Through the buzzword jungle
Artificial Intelligence (AI), Machine Learning (ML), Data Science, Big Data, Deep Learning, … Those are quite some terms! As a matter of fact, with so many terms, it almost feels like being trapped in a jungle of buzzwords when entering the adventure to find the most beneficial data-driven use cases in a company.
A nice rule-of-thumb to get an overview in this complex jungle is to state that for modern AI applications, Supervised Learning (SL) is an integral part in most cases. SL is a subset of AI, in which models — such as deep neural networks — learn by examples. Let's take a look at how this works.
Automated pattern recognition
For starters, let’s think about how we could implement a use case such as a risk-analysis model for an insurance company. Using regular programming techniques, we could implement some domain knowledge, such as that people driving sports cars have a higher risk to get into an accident than people driving family cars.
A different approach would be to collect historic data for risk investigations, and to do some statistical comparisons, e.g. comparing the risk amongst different car types. This is a manual data analysis to search for patterns. SL aims to do such an analysis in an automated manner by applying a model on the historic data, which recognizes the data-inherent pattern structure.
The definitive advantage of SL is that such pattern recognition is automated. However, this advantage comes at the cost of needing labeled records. A label classifies a given data record, e.g. that client “John Doe” is a riskful client. Without such labeled records, no SL algorithm can learn to recognize patterns.
This would not be too much of an obstacle, if the learning models were as data-efficient as us humans are. Sadly, these SL models are not. To correctly recognize and later on apply a pattern with great accuracy, models like deep neural networks often need more than 10,000 labels.

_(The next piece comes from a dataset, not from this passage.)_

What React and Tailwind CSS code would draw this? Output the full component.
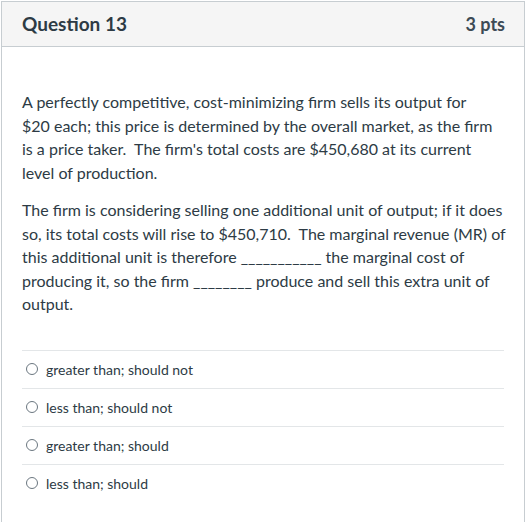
const answers = [
  'greater than; should not',
  'less than; should not',
  'greater than; should',
  'less than; should',
];

export default function App() {
  return (
    <div className="bg-white h-[522px] pt-px pl-px font-['Lato',sans-serif] text-[#2d3b45]">
      <div className="w-[524px] h-[521px] border border-b-0 border-[#c7cdd1]">
        {/* header */}
        <div className="h-[45px] bg-[#f5f5f5] border-b border-[#c7cdd1] flex items-center justify-between pl-5 pr-[19px]">
          <span className="text-[19px] font-bold">Question 13</span>
          <span className="text-[18px] font-bold text-[#3d4b55]">3 pts</span>
        </div>

        {/* question text */}
        <div className="pl-5 pr-[16px] pt-[43px] text-[16px] leading-[23.5px]">
          <p>
            A perfectly competitive, cost-minimizing firm sells its output for $20&nbsp;each; this price is determined by the overall market, as the firm is&nbsp;a&nbsp;price taker.&nbsp; The firm's total costs are $450,680 at its current level&nbsp;of production.
          </p>
          <p className="mt-[14px]">
            The firm is considering selling one additional unit of output; if it does so, its total costs will rise to $450,710.&nbsp; The marginal revenue (MR) of this additional unit is therefore ___________ the marginal cost of producing it, so the firm ________ produce and sell this extra unit of output.
          </p>
        </div>

        {/* answers */}
        <div className="mx-5 mt-[34px]">
          {answers.map((a) => (
            <div key={a} className="h-[38px] border-t border-[#e3e6e8] flex items-center pl-[4px] gap-[8px] text-[14px]">
              <span className="w-[12px] h-[12px] rounded-full border border-[#6b7780] bg-white" />
              <span>{a}</span>
            </div>
          ))}
        </div>
      </div>
    </div>
  );
}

In fact, deep neural networks excel in modern AI applications as they are capable to learn on massive data sets containing millions of labeled records. For instance, if a deep neural net first learns on 100,000 labeled records, it may achieve an accuracy of 95%. If it is trained again at some later point on 500,000 records, it could achieve an accuracy of near 99% — without changing one line of code.
Supervised Learning (SL) algorithms automatically detect patterns in any kind of data — but to do so, these algorithms must first see many labeled samples. In use cases such as intent classification, models like deep neural networks are provided with pairs of sentences (“Please set an alarm for 6 am”) and the desired outputs for given inputs (“set alarm”). Unlike human learners, SL algorithms need lots of examples. Therefore, for SL to excel in the way it is meant to be, a correct labeling strategy is crucial to successful implementation.